HP released a product in April 2006 called Continuous Information Capture Solutions (CICS) which delivered CDP functionality to capture changes in Oracle apps and Microsoft Exchange to a ‘Recovery Appliance’ (and the old data to the secondary storage device).  CICS was RecoveryOne, a CDP product from Mendocino Software, rebranded.  In early 2008, Mendocino went belly up, leaving HP looking for a new approach.

HP responded by re-branding its OmniBack Backup Software and adding functionality to leverage the file change log that Microsoft Windows provides (W2003 and newer) to create incremental backups.  Wrote one pundit:  “The more often the incremental backup is run, the less changed data there is to copy.  Theoretically this could be done once per minute.  It’s not continuous, but it is pretty close.  And, in Data Protector 6.1 at least, there is nothing extra to buy.  It is a check box in the backup specification.”

HDS

Hitachi Data Systems’ premier array platform, the USP, is a hybrid disk array back-end and virtualization controller front end.

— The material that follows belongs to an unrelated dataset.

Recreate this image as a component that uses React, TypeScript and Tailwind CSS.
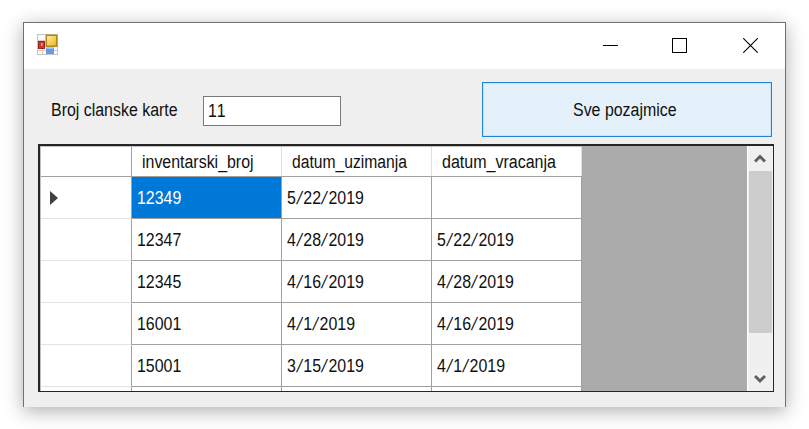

This seems to have guided the company toward a strategy of preferring hardware agnostic approaches for things like CDP and replication.  In September 2009, the company made noise about a new relationship with InMage Software stating in a press release that HDS would henceforth “will co-brand and resell the InMage Appshot technology.”

InMage solutions, according to the release, “combine continuous data protection, remote replication and application failover in a single, easy to deploy and manage platform that provides comprehensive recovery capabilities for midmarket companies. InMage supports rapid, reliable recovery for key enterprise applications including Microsoft Exchange, SQL and SharePoint as well as Oracle, MySQL, BlackBerry Server, SAP, and any Windows, Linux or UNIX file system, among others.”

InMage uses a hardware component (the Scout) and agents to instrument infrastructure for CDP and replication operations per the illustration below:

img_technolory_04

 
According to the vendor’s description of operation:  “InMage Scout collects data locally across a LAN, and then replicates that data to one or more targets that can be either local or remote. A distinguishing feature of our architecture is that it minimizes impacts on the production servers while still offering significant functionality. It can do this because most of the functionality has been off loaded to the CX - the data taps on the production servers are basically just collecting writes as they occur and sending them to the CX. This model is much more scalable and requires significantly less overhead than host-based replication products, does not impose the vendor lock-in or cost of array-based replication, and does not require a SAN or deployment in appliance pairs like most appliance options. It is a truly unique architecture in the industry that deploys rapidly, is rich in functionality, and is very flexible: we call it our ‘hybrid recovery technology’.”

No announcements have been made by HDS as to how the product will be integrated with existing HDS products.

3/  Storage Virtualization Controllers offer CDP too!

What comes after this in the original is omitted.